Last May, the consulting firm Deloitte and The Manufacturing Institute—the workforce development arm of the National Association of Manufacturers (NAM)—published a joint study. Among its many alarming conclusions was the news that finding the right manufacturing talent “is now 36 percent harder than it was in 2018, even though the unemployment rate has nearly doubled the supply of available workers,” and that the “skills gap in the U.S. could result in 2.1 million unfilled jobs by 2030.”
Defining the Need
The solution, of course, is automation. Lots and lots of automation. When lathes, machining centers and other CNC machine tools have robots tending them, much of the angst over finding skilled operators falls by the wayside. Not only that, but with some additional investment in automated workholding, machine monitoring software, in-process probing systems and no small amount of effort and planning, machine shops can gain a shift or two of unattended operation.
It won’t be easy—and some will be more successful at it than others. But rest assured that American manufacturing will find its way past this seemingly disastrous situation, just as it has so many others.
Except for one thing: Robots can’t program themselves—not yet at least. Nor can they program the CNC equipment they’re responsible for keeping operational. Until they’re able to perform this complex task, the machining and sheet metal fabrication world will still need CNC programmers—people skilled in manufacturing and proficient with computers and software systems.
There’s certainly no lack of people with these skillsets. Those who belong to Generation Z and even many Millennials began using mice and keyboards while still mastering their ABCs. Unfortunately, there are no shortcuts to teaching them about manufacturing, CNC machine tools and the most effective way to drive end mills and turning tools through big chunks of metal. It takes years of training and experience before most shop folks make the leap to programming, during which shops will continue to struggle with the ongoing shortage of skilled CAM operators.

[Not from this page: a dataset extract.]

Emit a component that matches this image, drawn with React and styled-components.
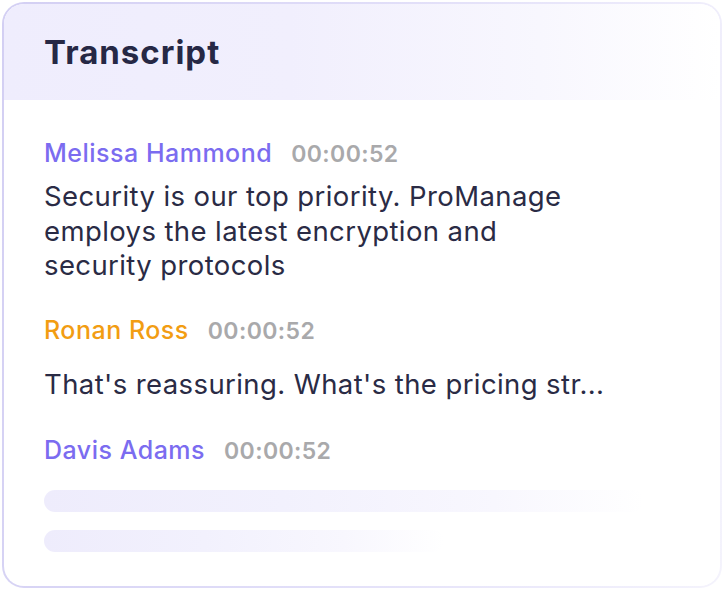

Even here, though, there’s good news on the horizon: CAM systems are getting smarter by the day, thus lowering the proficiency bar to some degree. Automated feature recognition, knowledge-based machining, advanced toolpath simulation and digital twins are just a few of the CAM technologies making programming more of a technical exercise than the tribal knowledge-inspired art form it has long been.
No Tricks, Just Hard Work
There are very few “tricks” to programming CNC machine tools. Developing accurate, efficient toolpaths depends in large part on the programmer’s skill as a machinist, together with the CAM software’s capabilities. The job is getting easier as CAM becomes more intelligent, but it remains challenging work—and very few machine shops can boast they have no room for improvement.